Estou há exatos 52 dias em casa, afastada de minhas atividades presenciais na UniFTC Feira de Santana e na Câmara Municipal. Uma questão de precaução, já que faço parte do grupo de risco para o invisível e temido Coronavírus. E, ao contrário do que sente a grande maioria das pessoas que vive situação semelhante, não acho isso ruim, pelo contrário. Afinal, agora eu tenho algo que há muitos anos buscava em minha labuta diária: tempo.
E é exatamente a noção de disponibilidade do tempo, mesmo com tarefas profissionais a serem cumpridas, que tem me levado a rever minha postura diante da vida e das pessoas com quem a divido. Há muito tempo ou há alguns poucos anos. Nesse percurso, até a distância ganhou um novo significado. Nunca tantas ideias foram discutidas com tamanha intensidade entre meus colegas de trabalho e superiores. É isso mesmo, a internet aproxima, mesmo de longe.
Nesse novo formato de trabalho, adotado de forma inevitável por conta do distanciamento social imposto pela pandemia, Feira de Santana está tão próxima de Itabuna e Eunápolis, como de Juazeiro, Petrolina, Conquista, Jequié e Salvador. A cada reunião, estamos juntos na tela do computador. Bem mais perto do que antes. Ficamos mais íntimos também. Compartilhamos textos, lives, postagens, fotos, preocupações, da mesma forma que dividimos aflições pessoais.

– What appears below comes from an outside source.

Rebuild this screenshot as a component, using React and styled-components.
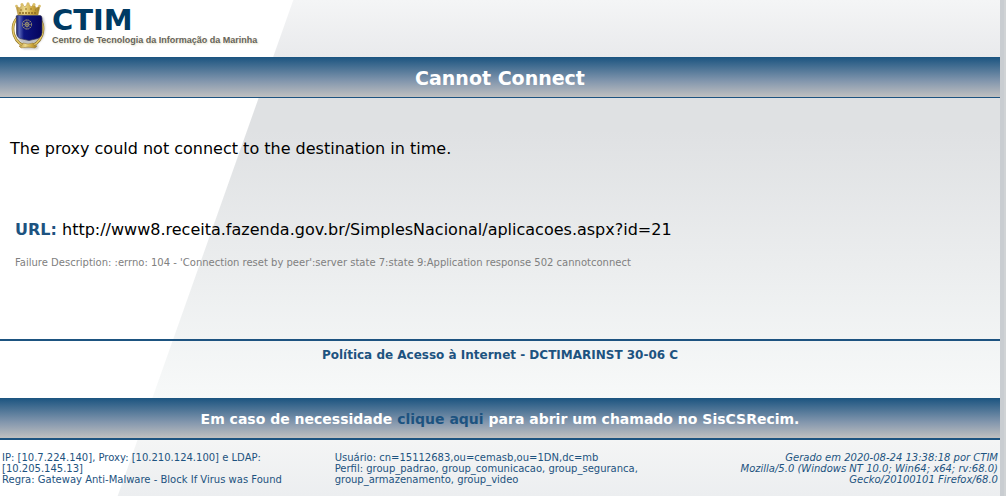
import React from "react";
import styled, { createGlobalStyle } from "styled-components";

const navy = "#1d5380";

const GlobalStyle = createGlobalStyle`
  * { box-sizing: border-box; }
  html { background: linear-gradient(to left, #d0d3d5 2px, #c9cdd1 2px); }
  body {
    margin: 0;
    font-family: Verdana, "DejaVu Sans", sans-serif;
    font-size: 16px;
    color: #000;
  }
  h1, p { margin: 0; }
`;

const Page = styled.div`
  display: flex;
  flex-direction: column;
  min-height: 100vh;
  margin-right: 6px;
  background:
    linear-gradient(109.5deg, #fff 276px, transparent 277px),
    linear-gradient(#f4f5f6 0, #e9eaec 57px, #dfe1e3 98px, #dfe1e3 130px, #f7f9f9 398px, #f4f5f5 440px, #eceef0 496px);
`;

const Header = styled.header`
  display: flex;
  align-items: flex-start;
  height: 57px;
  padding: 2px 11px;
  gap: 5px;
`;

const Crest = styled.svg`
  width: 36px;
  height: 49px;
  flex: none;
`;

const Brand = styled.div`
  display: flex;
  flex-direction: column;
  gap: 2px;
  padding-top: 4px;
`;

const BrandName = styled.div`
  font: 700 29px/28px "DejaVu Sans", Verdana, sans-serif;
  color: #003a63;
`;

const BrandTagline = styled.div`
  font: 700 9px/9px "Liberation Sans", Arial, sans-serif;
  color: #66645a;
  text-shadow: 1px 1px 2px #e4e0c8;
  white-space: nowrap;
`;

const Band = styled.div`
  display: flex;
  align-items: center;
  justify-content: center;
  padding-top: 2px;
  min-height: ${(p) => 40 + p.$line}px;
  border-bottom: ${(p) => p.$line}px solid ${navy};
  background: linear-gradient(#1b5480, #8296ad 60%, #c0c0c0);
  color: #fff;
  font-weight: 700;
  font-size: 14px;
`;

const Title = styled.h1`
  font-size: 19px;
  line-height: 24px;
`;

const BandLink = styled.a`
  color: ${navy};
  text-decoration: none;
`;

const Main = styled.main`
  height: 241px;
  padding: 41px 10px 0;
`;

const Message = styled.p`
  line-height: 20px;
`;

const Details = styled.div`
  padding: 61px 5px 0;
`;

const Url = styled.p`
  line-height: 20px;
  overflow-wrap: anywhere;
  strong { color: ${navy}; }
`;

const Failure = styled.p`
  padding-top: 17px;
  font-size: 10px;
  line-height: 12px;
  color: #808080;
`;

const Policy = styled.div`
  height: 59px;
  padding-top: 7px;
  border-top: 2px solid ${navy};
  text-align: center;
`;

const PolicyLink = styled.a`
  display: block;
  color: ${navy};
  font-size: 12px;
  font-weight: 700;
  line-height: 15px;
  text-decoration: none;
`;

const Footer = styled.footer`
  display: grid;
  grid-template-columns: repeat(3, 1fr);
  padding: 12px 2px 0;
  column-gap: 2px;
  color: ${navy};
  font-size: 10px;
  line-height: 11px;
`;

const FooterCell = styled.div`
  text-align: ${(p) => (p.$right ? "right" : "left")};
  font-style: ${(p) => (p.$right ? "italic" : "normal")};
`;

function CrestIcon() {
  return (
    <Crest viewBox="0 0 36 49" role="img" aria-label="Marinha">
      <defs>
        <linearGradient id="gold" x1="0" x2="1">
          <stop offset="0" stopColor="#b8943a" />
          <stop offset="0.35" stopColor="#ecd98c" />
          <stop offset="0.7" stopColor="#cda73c" />
          <stop offset="1" stopColor="#9a7a28" />
        </linearGradient>
        <linearGradient id="shield" x1="0" x2="1">
          <stop offset="0" stopColor="#10125c" />
          <stop offset="0.12" stopColor="#5a68b8" />
          <stop offset="0.3" stopColor="#0d1580" />
          <stop offset="1" stopColor="#04045c" />
        </linearGradient>
        <filter id="soft" x="-20%" y="-20%" width="140%" height="140%">
          <feGaussianBlur stdDeviation="1.2" />
        </filter>
      </defs>
      <path d="M9 15h23q3 8 1 18q-3 9-14 11q-11-1-13-10z M12 42h15v5H12z" fill="#8c8c8c" opacity="0.55" filter="url(#soft)" />
      <path d="M6 16q-6 7-3 17q4 11 14 11t14-11q3-10-3-17" fill="none" stroke="#8b6d22" strokeWidth="2.6" />
      <path d="M6 16q-6 7-3 17q4 11 14 11t14-11q3-10-3-17" fill="none" stroke="#e2c766" strokeWidth="1.5" />
      <path d="M5 4l4 2 2-4 3 3 3-4 3 4 3-3 2 4 4-2-2 9H7z" fill="url(#gold)" stroke="#b48f38" strokeWidth="0.5" />
      <g fill="#d9bd67">
        <circle cx="11" cy="2.500" r="1.500" />
        <circle cx="17" cy="1.800" r="1.500" />
        <circle cx="23" cy="2.500" r="1.500" />
        <circle cx="5.500" cy="4" r="1.300" />
        <circle cx="28.500" cy="4" r="1.300" />
      </g>
      <path d="M8 11h18" stroke="#8c6a22" strokeWidth="1.500" strokeDasharray="2 1" />
      <path d="M9 8h2M14 7h2M19 7h2M24 8h1" stroke="#967329" />
      <path d="M6 13.500h23q2 0 2 3v14q0 4-4 6l-9 2-9-2q-3.500-2-3.500-5.500v-14.500q-1-3 0.500-3z" fill="url(#shield)" stroke="#383a58" strokeWidth="0.700" />
      <g fill="none" stroke="#aaa06f" strokeWidth="0.900">
        <circle cx="16" cy="22.500" r="4.600" strokeDasharray="1.800 0.600" />
        <circle cx="16" cy="22.500" r="2" />
        <path d="M12.500 19l7 7M19.500 19l-7 7M16 18v9M11.500 22.500h9" strokeWidth="0.500" />
      </g>
      <path d="M12 41q5 2 10 0l1 2 3 1-2 2-7-1-7 1-2-2 3-1z" fill="url(#gold)" stroke="#9a782b" strokeWidth="0.500" />
    </Crest>
  );
}

export default function App() {
  return (
    <>
      <GlobalStyle />
      <Page>
        <Header>
          <CrestIcon />
          <Brand>
            <BrandName>CTIM</BrandName>
            <BrandTagline>Centro de Tecnologia da Informação da Marinha</BrandTagline>
          </Brand>
        </Header>
        <Band $line={1}>
          <Title>Cannot Connect</Title>
        </Band>
        <Main>
          <Message>The proxy could not connect to the destination in time.</Message>
          <Details>
            <Url>
              <strong>URL:</strong> http://www8.receita.fazenda.gov.br/SimplesNacional/aplicacoes.aspx?id=21
            </Url>
            <Failure>
              Failure Description: :errno: 104 - 'Connection reset by peer':server state 7:state 9:Application response 502 cannotconnect
            </Failure>
          </Details>
        </Main>
        <Policy>
          <PolicyLink href="#politica">Política de Acesso à Internet - DCTIMARINST 30-06 C</PolicyLink>
        </Policy>
        <Band $line={2}>
          <p>
            Em caso de necessidade <BandLink href="#chamado">clique aqui</BandLink> para abrir um chamado no SisCSRecim.
          </p>
        </Band>
        <Footer>
          <FooterCell>
            IP: [10.7.224.140], Proxy: [10.210.124.100] e LDAP: [10.205.145.13]
            <br />
            Regra: Gateway Anti-Malware - Block If Virus was Found
          </FooterCell>
          <FooterCell>
            Usuário: cn=15112683,ou=cemasb,ou=1DN,dc=mb
            <br />
            Perfil: group_padrao, group_comunicacao, group_seguranca, group_armazenamento, group_video
          </FooterCell>
          <FooterCell $right>
            Gerado em 2020-08-24 13:38:18 por CTIM
            <br />
            Mozilla/5.0 (Windows NT 10.0; Win64; x64; rv:68.0) Gecko/20100101 Firefox/68.0
          </FooterCell>
        </Footer>
      </Page>
    </>
  );
}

E não é exagero. Em tempos de isolamento, até a morte chega com nova roupagem. Domingo (4/5), acordei com a notícia de que uma boa e velha amiga havia deixado essa dimensão. Maria Mercês Pimenta tinha 87 anos e durante muito tempo estivemos bem próximas. Não nos últimos anos. Falei com dois de seus filhos e uma nora e remexi meus arquivos em busca de fotos para relembrar momentos que não serão mais vividos. E nesse emaranhado de emoções, nada aplacou a falta do abraço em seus familiares, especialmente Cristina, sua parceira de vida, com quem ainda não tive coragem de falar.
Sentimentos parecidos devem ter sido experimentados pelos familiares e amigos do compositor Aldir Blanc e do ator Flávio Migliaccio, que fizeram a viagem definitiva no mesmo dia. Nunca os vi, a não ser por meio da ressonância de suas respectivas obras. Mas senti a dor dos seus como se fosse minha. Mais uma vez a noção de distância se desfez e, ao ler a carta atribuída ao ator comediante, um vazio enorme tomou conta de mim. Realmente, está muito difícil viver nesse mundo podre, com a humanidade infectada por sentimentos mais devastadores do que um vírus mortal.

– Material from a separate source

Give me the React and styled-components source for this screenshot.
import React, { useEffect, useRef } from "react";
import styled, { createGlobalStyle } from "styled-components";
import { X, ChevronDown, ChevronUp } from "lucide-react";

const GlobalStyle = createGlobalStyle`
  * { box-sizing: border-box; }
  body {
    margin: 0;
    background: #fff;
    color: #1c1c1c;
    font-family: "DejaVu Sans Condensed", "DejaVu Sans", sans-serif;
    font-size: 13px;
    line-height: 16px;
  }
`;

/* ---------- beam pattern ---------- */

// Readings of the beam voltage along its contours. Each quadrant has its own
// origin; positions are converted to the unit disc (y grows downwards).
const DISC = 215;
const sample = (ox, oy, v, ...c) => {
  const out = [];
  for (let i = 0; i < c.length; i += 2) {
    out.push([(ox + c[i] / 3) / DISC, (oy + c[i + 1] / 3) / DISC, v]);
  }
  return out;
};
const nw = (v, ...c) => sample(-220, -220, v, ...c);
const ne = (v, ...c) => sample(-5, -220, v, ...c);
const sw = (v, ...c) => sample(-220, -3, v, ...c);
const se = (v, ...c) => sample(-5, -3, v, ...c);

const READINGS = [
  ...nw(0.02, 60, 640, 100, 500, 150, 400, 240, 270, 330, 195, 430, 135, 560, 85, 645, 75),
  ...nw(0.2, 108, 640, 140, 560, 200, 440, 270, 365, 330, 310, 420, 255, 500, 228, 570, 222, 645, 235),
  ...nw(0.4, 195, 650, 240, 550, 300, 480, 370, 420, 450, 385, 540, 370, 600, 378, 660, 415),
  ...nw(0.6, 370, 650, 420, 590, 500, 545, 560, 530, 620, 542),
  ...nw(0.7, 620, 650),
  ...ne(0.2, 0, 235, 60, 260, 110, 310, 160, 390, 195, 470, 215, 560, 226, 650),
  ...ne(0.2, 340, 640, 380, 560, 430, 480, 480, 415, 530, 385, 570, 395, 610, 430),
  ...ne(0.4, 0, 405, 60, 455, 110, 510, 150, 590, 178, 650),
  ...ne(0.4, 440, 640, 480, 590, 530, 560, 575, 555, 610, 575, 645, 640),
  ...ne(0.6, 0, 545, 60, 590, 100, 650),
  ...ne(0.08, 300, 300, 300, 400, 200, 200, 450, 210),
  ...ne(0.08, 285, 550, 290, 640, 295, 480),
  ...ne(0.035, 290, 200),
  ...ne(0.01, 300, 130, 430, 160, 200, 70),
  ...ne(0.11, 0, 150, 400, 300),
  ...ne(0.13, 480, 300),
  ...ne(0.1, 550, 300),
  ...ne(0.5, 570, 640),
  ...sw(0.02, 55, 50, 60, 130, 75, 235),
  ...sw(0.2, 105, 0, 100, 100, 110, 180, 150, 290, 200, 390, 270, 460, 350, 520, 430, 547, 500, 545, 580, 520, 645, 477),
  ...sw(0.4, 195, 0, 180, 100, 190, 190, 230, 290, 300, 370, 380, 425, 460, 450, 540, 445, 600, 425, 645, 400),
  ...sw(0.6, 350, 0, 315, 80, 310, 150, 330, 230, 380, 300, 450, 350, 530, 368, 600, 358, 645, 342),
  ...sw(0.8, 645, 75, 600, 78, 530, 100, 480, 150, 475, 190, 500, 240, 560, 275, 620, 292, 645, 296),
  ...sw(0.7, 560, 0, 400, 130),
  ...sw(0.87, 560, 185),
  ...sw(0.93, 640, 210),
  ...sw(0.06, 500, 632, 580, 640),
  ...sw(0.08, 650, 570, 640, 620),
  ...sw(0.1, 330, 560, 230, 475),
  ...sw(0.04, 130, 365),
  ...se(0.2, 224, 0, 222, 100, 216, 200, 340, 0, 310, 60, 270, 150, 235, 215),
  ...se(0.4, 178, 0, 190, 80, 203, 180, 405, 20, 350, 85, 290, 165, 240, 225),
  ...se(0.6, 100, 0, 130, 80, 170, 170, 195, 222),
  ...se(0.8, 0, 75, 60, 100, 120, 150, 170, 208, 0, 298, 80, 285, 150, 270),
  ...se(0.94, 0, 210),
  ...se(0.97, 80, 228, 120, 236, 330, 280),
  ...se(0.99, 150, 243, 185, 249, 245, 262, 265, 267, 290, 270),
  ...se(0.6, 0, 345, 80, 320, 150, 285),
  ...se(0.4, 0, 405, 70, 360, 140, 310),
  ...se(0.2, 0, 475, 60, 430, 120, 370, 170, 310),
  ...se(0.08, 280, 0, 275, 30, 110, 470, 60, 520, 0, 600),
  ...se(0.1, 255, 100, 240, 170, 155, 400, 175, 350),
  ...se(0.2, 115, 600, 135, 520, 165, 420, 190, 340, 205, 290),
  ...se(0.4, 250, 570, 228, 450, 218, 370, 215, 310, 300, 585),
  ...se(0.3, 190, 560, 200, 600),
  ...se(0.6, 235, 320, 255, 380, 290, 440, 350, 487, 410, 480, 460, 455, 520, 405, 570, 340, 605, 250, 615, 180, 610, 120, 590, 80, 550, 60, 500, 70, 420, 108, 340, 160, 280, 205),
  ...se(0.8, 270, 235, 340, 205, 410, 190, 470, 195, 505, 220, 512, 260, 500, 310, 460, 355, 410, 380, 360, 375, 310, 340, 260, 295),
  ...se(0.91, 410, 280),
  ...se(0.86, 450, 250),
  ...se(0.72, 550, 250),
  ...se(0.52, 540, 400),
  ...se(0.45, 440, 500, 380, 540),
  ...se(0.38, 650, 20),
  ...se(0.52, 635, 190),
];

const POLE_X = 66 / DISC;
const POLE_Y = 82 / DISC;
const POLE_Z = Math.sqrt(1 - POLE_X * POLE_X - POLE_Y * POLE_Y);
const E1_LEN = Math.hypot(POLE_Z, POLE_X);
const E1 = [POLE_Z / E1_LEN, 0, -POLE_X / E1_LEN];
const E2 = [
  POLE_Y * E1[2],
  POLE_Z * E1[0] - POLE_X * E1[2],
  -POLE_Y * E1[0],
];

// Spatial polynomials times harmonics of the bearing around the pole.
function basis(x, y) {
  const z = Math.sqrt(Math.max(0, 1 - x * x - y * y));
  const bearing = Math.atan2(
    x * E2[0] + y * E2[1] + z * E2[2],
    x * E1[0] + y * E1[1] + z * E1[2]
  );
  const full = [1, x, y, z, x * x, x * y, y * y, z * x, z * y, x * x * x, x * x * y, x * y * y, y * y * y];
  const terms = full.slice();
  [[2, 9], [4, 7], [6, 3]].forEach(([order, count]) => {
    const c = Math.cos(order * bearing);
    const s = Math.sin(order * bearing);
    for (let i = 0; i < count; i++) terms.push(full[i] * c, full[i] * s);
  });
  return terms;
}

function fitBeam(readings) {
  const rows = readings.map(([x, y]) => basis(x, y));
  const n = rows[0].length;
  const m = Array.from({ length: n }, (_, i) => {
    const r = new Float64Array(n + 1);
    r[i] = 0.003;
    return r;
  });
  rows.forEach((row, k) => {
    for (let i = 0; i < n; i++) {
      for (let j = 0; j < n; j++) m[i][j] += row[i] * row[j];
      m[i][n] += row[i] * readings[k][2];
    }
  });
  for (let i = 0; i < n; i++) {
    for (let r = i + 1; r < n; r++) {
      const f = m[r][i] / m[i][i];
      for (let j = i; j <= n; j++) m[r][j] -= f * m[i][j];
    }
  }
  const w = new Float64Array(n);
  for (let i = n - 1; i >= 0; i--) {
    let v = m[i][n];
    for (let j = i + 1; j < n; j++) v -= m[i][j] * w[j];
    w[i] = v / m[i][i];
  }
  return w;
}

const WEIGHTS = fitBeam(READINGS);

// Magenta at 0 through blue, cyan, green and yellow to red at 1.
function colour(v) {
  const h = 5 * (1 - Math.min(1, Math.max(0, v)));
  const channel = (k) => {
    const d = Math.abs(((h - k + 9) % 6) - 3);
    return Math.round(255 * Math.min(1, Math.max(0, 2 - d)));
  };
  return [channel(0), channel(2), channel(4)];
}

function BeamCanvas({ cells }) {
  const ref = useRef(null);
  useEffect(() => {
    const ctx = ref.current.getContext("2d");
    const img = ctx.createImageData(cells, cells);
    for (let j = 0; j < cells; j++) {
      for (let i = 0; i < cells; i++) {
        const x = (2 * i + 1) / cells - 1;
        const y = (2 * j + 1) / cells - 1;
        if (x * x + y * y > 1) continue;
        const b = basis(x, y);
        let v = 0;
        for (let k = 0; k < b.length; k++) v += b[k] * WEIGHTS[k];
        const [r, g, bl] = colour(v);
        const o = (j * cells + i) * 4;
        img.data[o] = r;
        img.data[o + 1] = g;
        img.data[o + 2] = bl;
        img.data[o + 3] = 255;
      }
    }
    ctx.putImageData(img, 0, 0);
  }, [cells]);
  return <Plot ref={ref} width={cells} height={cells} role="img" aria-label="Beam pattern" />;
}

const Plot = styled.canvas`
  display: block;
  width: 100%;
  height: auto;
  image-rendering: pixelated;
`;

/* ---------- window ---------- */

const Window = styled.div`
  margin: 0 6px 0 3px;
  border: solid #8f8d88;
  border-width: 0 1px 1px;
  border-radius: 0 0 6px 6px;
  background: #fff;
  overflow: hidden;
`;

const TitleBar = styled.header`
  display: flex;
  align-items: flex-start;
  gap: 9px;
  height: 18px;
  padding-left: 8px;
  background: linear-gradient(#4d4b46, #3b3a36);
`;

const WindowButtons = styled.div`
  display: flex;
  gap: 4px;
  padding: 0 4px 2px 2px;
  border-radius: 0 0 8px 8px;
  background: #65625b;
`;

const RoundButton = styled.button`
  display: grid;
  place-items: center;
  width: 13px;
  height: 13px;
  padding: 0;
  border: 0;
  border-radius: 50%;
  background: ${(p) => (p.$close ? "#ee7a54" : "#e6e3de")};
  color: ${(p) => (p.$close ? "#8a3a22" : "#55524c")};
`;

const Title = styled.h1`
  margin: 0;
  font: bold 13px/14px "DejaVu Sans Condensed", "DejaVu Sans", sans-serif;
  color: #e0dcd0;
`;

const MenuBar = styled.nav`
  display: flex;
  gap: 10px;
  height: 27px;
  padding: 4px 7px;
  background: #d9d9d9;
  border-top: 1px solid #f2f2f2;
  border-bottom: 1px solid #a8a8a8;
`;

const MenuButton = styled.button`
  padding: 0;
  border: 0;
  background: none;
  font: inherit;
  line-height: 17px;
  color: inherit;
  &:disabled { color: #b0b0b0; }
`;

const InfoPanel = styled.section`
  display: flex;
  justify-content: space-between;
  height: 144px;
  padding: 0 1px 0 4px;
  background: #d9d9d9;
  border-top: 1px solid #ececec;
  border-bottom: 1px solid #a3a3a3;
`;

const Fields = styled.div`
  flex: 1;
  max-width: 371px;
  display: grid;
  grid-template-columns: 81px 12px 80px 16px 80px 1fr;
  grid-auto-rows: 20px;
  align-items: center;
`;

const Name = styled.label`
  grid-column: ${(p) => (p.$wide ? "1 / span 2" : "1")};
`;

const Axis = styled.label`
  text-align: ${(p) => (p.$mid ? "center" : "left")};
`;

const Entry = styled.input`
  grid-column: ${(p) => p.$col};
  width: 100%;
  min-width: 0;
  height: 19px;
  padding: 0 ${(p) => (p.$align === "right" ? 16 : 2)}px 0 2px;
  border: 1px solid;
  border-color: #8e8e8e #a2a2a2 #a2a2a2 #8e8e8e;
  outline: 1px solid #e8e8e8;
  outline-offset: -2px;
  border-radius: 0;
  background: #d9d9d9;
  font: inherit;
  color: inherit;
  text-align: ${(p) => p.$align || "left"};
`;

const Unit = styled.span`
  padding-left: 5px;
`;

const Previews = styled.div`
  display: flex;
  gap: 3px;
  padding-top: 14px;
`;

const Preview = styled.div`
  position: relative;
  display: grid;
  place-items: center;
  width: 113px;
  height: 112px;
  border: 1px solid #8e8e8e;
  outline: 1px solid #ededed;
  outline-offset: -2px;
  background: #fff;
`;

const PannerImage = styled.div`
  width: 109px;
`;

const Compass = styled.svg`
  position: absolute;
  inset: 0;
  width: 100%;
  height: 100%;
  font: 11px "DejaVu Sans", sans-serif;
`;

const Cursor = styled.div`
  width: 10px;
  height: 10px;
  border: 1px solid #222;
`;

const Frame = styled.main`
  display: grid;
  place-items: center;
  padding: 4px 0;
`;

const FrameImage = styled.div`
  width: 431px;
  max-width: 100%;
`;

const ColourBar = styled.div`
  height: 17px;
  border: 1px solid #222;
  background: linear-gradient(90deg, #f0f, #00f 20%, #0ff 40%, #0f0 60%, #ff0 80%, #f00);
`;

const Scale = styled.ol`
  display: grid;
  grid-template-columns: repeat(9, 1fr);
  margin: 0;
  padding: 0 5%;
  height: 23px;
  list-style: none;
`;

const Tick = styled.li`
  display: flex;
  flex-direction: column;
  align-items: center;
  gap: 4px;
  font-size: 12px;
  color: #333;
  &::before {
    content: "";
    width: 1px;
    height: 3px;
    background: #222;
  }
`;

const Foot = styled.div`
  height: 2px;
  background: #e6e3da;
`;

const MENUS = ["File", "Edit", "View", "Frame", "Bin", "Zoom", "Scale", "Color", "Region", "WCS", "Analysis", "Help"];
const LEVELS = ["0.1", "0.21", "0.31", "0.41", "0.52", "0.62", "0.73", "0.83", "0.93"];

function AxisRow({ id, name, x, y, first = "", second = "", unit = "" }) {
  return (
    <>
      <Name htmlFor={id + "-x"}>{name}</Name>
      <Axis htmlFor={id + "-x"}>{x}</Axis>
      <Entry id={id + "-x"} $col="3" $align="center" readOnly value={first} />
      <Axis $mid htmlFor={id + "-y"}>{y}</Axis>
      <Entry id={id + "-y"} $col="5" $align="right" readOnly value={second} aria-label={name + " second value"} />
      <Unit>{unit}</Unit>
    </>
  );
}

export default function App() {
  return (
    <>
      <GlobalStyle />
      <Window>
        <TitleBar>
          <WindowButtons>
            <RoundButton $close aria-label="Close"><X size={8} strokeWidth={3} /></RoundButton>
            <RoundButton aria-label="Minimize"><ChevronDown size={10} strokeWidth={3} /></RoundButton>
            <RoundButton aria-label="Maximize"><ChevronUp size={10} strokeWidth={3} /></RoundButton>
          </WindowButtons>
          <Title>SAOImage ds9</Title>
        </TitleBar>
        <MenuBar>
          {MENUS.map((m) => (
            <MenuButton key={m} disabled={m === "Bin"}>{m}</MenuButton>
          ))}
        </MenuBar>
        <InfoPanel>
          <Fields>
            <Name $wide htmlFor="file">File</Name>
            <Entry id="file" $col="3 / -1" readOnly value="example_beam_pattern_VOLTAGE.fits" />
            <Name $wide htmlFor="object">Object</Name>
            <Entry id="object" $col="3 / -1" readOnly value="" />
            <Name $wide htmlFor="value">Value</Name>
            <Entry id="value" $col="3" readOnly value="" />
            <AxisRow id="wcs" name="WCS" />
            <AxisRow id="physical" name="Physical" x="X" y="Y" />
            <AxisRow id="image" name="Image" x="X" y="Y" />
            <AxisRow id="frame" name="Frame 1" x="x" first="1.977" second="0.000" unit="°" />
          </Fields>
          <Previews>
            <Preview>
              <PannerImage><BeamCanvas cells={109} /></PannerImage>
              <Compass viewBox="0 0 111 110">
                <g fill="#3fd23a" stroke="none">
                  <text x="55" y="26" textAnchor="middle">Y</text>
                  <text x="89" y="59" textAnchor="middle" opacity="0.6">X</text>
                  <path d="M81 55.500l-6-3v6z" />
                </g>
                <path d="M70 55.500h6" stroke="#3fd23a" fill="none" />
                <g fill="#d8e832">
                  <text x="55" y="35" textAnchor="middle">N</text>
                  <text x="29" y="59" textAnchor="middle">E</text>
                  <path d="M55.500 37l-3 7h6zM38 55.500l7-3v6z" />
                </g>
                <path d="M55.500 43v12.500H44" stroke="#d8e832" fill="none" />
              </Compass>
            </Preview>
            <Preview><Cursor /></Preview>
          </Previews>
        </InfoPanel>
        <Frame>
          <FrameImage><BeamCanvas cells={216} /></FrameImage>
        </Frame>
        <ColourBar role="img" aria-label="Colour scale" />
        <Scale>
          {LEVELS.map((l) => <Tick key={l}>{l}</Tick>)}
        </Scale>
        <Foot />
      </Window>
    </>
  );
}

A saudade é enorme. De todos e de tudo. O que eu quero mesmo é voltar a viver normalmente, sem essa lança apontada para nossa cabeça, vendo o lindo jardim da UniFTC todos os dias. Mas sei que por enquanto e, ao que tudo indica, por muito tempo ainda, isso não será possível. Continuarei vendo meus netos, minha filha e demais pessoas queridas por vídeo chamadas, aproveitando o tempo que estou em casa para cuidar do lugar onde vivo, fazendo do whatsapp um elo com meus amigos e colegas de trabalho. No mais, vou guardar todos os abraços e a saudade.